The theory of cumulative causation studies how the already accumulated goods cause disequilibrium in the economic system. It explains the inequality between rich and poor classes inside one country, as well as between developed and developing countries. Developed countries have more accumulated capital, in a form of free money, goods, services, and technologies. It attracts more new agents which are motivated to work and produce more goods and innovations there (Chirwa & Odhiambo, 2018). In that way, they become even richer; a similar situation is with rich classes, which become richer using their already accumulated resources (Jones, 2019). Poor classes, on the contrary, are unable to develop themselves, lacking a capital and necessary resources, and lose their agents who seek for better opportunities, becoming even poorer.

Romer Theory and “The Economics of Ideas”

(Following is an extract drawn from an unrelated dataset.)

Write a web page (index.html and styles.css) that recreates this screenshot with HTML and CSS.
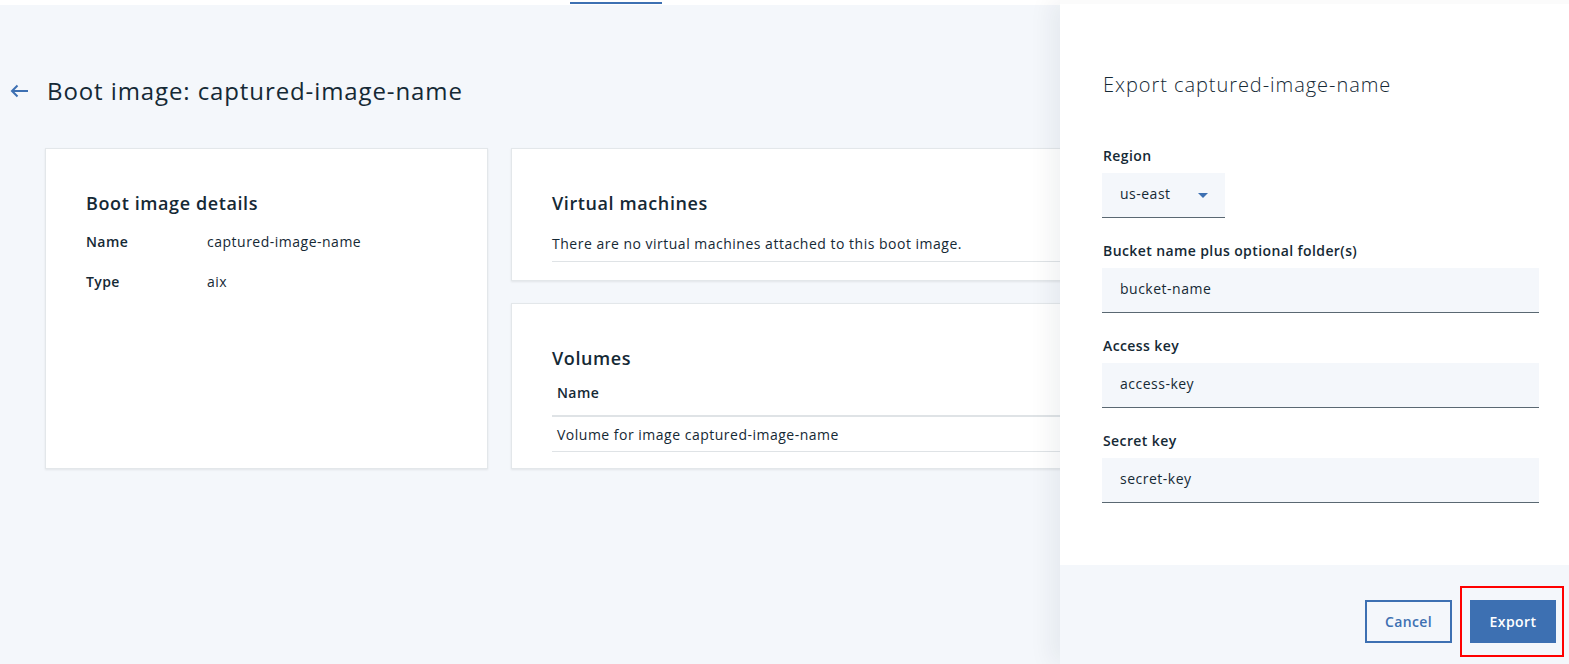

The theories of Paul Romer present a further development of endogenous AK theory. They are called the theories of cumulative knowledge, as they explore the knowledge: an intangible resource produced by the economic system’s agents, as were mentioned before (Jones, 2019). Based on the knowledge, they produce innovations, which stimulate the economic growth and further increase knowledge. The situation when such agents are actively producing various innovations is called the “economics of ideas”. It is typical for developed capitalist countries, where there is a lot of startups, bringing innovations, new products, and services, developing the economy.

Government Regulation

Along with policy issuing, governments regulate states’ economies by taxation and subsidization. The state takes money from profits by taxation and uses it to fund various initiatives, aimed at making life in the state better (Chirwa & Odhiambo, 2018). Exogenous growth theories provide tools to facilitate the exchange of goods via taxation and subsidization. Those instruments allow redistribution of the wealth among the system’s agents, who are the state’s citizens, eradicating both extreme wealth and poverty. Endogenous growth theories, which are focused on innovations, show how governments can stimulate economics by motivating their citizens to create innovations and implement them. There can be policies, for example, which help inventors to work with their inventions and fund them. To conclude, both theories provide sets of tools that, by using together, help governments to regulate state economy and facilitate long-term growth.

Conclusions

As one can see, exogenous and endogenous growth theories are, in fact, different. They see the economic system from different perspectives: formers consider its external resources, while the latter is focused on internal. Taken that, those theories are the best when they are combined together. In that way, they allow seeing the economic system as a whole: exogenous theories show the current state of the system, and endogenous ones point to its future perspectives and evolution.

References

Chirwa, T. G., & Odhiambo, N. M. (2018). Comparative Economic Research. Central and Eastern Europe, 21(4), 63–84. Web.

Gabardo, F. A., Pereima, J. B., & Einloft, P. (2017). EconomiA, 18(3), 392–410. Web.

Jones, C. I. (2019). The Scandinavian Journal of Economics, 121(3), 859–883. Web.

Smętkowski, M. (2017). European Planning Studies, 26(2), 256–278. Web.